Stored 'body fat' is the body's preferred source of energy. Total fat should not exceed 30% of the total daily calories. 10% saturated, (animal meats, hydrogenated oils) 10% unsaturated (vegetable oils) and 10% monounsaturated (vegetables, avocados,canola oil, olives).
The "good fats" are UNprocessed and occur naturally in foods. (Avocados, salmon, tuna, herring, crab, raw nuts, seeds) The "bad fats" are called trans fats. They contain trans fatty acids and are found in hydrogenated oils. (check your margarine labels, cookie and cracker packages, etc.).
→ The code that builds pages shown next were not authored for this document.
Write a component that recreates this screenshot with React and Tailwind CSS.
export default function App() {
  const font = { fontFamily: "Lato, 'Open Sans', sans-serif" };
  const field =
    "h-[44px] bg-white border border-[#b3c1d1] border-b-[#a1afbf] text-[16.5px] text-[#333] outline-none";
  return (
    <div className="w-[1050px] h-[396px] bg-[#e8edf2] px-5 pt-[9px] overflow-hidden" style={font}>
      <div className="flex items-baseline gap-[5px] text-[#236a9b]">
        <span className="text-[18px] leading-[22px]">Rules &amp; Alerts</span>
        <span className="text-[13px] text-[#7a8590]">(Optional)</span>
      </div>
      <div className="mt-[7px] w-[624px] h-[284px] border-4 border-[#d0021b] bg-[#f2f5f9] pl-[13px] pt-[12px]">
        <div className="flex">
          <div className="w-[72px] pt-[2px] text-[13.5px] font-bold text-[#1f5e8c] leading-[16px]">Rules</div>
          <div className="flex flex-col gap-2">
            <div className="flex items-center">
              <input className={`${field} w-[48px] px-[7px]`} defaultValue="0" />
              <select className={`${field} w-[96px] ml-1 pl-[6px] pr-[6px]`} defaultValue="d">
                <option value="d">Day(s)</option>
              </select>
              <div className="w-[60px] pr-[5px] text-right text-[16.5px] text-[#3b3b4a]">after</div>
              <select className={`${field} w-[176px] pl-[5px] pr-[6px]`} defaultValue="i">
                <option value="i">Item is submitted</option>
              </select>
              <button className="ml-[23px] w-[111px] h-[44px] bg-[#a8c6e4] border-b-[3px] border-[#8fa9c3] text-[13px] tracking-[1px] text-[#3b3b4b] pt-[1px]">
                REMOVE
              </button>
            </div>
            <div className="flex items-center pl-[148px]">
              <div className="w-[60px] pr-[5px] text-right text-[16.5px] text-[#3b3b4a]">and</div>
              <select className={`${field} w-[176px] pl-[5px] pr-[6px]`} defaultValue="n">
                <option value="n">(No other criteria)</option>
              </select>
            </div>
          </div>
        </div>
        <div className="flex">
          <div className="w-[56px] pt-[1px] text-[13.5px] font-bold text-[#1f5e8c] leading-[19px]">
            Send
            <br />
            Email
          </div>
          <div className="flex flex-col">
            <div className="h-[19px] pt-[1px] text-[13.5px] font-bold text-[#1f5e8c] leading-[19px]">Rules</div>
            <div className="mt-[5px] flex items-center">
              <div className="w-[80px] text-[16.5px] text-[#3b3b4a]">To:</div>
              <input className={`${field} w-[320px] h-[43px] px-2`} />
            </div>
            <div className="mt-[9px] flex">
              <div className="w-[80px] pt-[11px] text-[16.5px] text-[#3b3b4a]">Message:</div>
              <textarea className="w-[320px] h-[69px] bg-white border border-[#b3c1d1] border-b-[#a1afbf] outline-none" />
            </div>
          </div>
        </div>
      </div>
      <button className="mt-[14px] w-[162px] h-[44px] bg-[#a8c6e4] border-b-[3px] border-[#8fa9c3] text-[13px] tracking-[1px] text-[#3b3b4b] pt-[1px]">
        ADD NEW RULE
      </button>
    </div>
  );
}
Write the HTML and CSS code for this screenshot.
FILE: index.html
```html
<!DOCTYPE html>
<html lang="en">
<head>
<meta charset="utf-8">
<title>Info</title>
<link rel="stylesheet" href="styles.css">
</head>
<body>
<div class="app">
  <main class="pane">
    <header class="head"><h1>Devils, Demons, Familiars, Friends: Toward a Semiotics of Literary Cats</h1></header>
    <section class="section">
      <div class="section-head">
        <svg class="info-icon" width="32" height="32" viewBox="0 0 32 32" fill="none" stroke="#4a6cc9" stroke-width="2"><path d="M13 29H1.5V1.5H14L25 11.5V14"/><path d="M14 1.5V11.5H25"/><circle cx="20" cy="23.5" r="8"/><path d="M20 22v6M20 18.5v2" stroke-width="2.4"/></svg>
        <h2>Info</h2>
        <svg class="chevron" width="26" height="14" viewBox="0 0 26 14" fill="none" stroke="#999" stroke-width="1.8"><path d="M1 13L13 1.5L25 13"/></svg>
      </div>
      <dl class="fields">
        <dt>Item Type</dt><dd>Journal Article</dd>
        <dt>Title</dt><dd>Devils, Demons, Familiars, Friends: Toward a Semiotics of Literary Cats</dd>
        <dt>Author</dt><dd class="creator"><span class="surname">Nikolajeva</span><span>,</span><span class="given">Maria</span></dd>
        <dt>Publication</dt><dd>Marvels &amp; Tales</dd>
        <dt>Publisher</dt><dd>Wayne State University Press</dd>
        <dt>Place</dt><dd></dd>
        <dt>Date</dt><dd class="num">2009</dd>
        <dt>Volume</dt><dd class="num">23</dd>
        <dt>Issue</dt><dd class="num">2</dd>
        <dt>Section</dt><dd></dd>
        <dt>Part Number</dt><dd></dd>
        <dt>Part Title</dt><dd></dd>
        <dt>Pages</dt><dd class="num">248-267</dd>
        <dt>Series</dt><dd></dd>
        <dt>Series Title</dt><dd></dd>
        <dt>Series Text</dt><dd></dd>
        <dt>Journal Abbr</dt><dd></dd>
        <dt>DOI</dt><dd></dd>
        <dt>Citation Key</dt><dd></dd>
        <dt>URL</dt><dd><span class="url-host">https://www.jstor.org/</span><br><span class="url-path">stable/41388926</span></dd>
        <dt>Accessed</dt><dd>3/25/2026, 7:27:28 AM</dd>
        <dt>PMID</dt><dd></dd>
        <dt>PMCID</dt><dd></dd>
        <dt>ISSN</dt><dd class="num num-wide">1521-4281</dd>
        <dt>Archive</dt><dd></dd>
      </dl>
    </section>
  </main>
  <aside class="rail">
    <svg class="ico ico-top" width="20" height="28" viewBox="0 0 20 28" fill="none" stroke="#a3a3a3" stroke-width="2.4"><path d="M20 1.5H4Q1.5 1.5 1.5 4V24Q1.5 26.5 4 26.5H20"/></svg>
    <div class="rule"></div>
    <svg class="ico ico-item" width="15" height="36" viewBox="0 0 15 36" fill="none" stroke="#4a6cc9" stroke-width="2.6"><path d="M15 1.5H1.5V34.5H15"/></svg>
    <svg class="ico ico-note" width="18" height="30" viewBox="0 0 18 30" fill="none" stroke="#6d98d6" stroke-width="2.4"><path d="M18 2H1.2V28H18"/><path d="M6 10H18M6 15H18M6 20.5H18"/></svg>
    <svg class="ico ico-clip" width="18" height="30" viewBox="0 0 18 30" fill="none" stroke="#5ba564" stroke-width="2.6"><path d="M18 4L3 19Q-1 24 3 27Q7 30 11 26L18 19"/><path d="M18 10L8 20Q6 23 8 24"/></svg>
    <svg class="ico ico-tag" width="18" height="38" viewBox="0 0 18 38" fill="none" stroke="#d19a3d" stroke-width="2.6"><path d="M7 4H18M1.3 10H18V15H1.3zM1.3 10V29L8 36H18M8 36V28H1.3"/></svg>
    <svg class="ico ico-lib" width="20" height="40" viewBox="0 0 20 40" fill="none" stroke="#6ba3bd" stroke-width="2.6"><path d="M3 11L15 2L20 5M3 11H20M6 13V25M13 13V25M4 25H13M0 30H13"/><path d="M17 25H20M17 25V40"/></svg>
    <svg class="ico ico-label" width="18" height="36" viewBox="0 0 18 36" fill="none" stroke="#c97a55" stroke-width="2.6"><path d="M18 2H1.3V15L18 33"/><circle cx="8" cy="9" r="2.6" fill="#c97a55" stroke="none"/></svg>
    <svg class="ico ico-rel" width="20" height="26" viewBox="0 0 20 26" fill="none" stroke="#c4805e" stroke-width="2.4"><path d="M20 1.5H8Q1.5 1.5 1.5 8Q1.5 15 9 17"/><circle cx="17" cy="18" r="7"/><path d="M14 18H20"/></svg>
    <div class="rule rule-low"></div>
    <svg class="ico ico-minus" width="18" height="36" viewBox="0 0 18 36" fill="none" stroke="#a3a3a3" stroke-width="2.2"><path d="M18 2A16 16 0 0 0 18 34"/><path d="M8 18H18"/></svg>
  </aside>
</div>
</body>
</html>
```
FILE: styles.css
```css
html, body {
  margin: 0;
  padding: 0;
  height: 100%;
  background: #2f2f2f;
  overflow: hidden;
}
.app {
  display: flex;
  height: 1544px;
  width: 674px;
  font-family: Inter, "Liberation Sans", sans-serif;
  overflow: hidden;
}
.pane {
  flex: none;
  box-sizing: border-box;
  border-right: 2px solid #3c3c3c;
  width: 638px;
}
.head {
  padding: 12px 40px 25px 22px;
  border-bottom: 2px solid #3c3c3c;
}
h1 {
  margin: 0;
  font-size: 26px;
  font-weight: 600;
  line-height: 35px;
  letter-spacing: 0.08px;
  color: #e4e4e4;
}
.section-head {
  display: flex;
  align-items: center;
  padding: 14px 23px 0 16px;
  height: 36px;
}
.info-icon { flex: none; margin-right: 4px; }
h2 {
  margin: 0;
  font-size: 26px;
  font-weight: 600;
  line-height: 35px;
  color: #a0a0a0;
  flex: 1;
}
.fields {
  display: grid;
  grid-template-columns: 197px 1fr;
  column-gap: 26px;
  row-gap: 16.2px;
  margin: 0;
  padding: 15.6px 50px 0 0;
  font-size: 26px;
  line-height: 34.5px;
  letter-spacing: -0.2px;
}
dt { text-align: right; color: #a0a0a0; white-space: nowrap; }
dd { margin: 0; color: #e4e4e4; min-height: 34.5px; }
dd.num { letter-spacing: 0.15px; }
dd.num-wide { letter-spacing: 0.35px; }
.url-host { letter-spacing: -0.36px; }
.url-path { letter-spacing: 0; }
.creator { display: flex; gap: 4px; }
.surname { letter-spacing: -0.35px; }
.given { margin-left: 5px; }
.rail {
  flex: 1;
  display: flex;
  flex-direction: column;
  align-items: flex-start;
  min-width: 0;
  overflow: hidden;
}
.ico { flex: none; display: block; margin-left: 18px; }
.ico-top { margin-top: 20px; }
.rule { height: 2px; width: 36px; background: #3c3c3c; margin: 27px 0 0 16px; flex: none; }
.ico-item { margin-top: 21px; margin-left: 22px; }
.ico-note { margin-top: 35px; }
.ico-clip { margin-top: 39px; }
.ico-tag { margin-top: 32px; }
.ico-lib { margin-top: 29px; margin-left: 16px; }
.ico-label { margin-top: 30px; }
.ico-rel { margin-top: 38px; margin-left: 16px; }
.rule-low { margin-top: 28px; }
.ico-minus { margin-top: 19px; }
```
Hormones can be very powerful in determining whether you burn fat or store fat. INSULIN is viewed as the body's fat storage hormone. It is secreted by the pancreas in response to elevated blood sugar (glucose) levels. This is primarily from ingesting excessive carbs in a meal. Increased levels of insulin force your body to burn glucose for energy, and store any excess away as glycogen or fat. You CANNOT effectively burn fat with elevated levels of insulin. Even if you exercise like wild. Besides not burning fat, elevated insulin can cause blood sugar concentrations to drop too low. This can result in a temporary hypoglycemia. Symptoms range from mood swings, to low energy, loss of concentration, muscle cramping, uncontrollable hunger, sugar and carb craving. Now, on the flip side, if you greatly restrict your carb intake your brain gets a little testy. The brain requires a constant steady stream of glucose for fuel. If it does not get an adequate supply of carbs, your body uses its available glucose and glycogen stores. Then it turns to fat and muscle mass to supply energy, producing an abnormal metabolic response called ketosis. Ketosis alters the enzymes in fat cells. Ketosis causes muscle mass to be sacrificed and broken back down into amino acids to be converted directly into glucose for the brain. The loss of muscle mass means the loss of fat burning sites. Thus less fat will be burned. It is easy to understand then why 98% of all low-carb and high-pro diets fail. The followers of those methods usually gain back any weight they may have lost and usually more than they lost to begin with.
Glucagon is considered the fat-burning hormone. It is stimulated by the pancreas in response to intake of protein. It's main job is to maintain stable blood sugar levels in your body. It does this by activating and releasing stored body fat so it can be burned for energy.
THE GOLDEN KEY TO BE RID OF UNWANTED FAT
A moderate amount of carbs, pro, fat helps keep blood sugar balanced. Fat slows down the absorption and digestion of the carbs, providing a steady, ongoing supply of glucose which keeps the fat storage hormone insulin low. Protein in a meal stimulates the release of the fat-burning hormone, glucagon, thereby maximizing your ability to burn stored body fat for energy.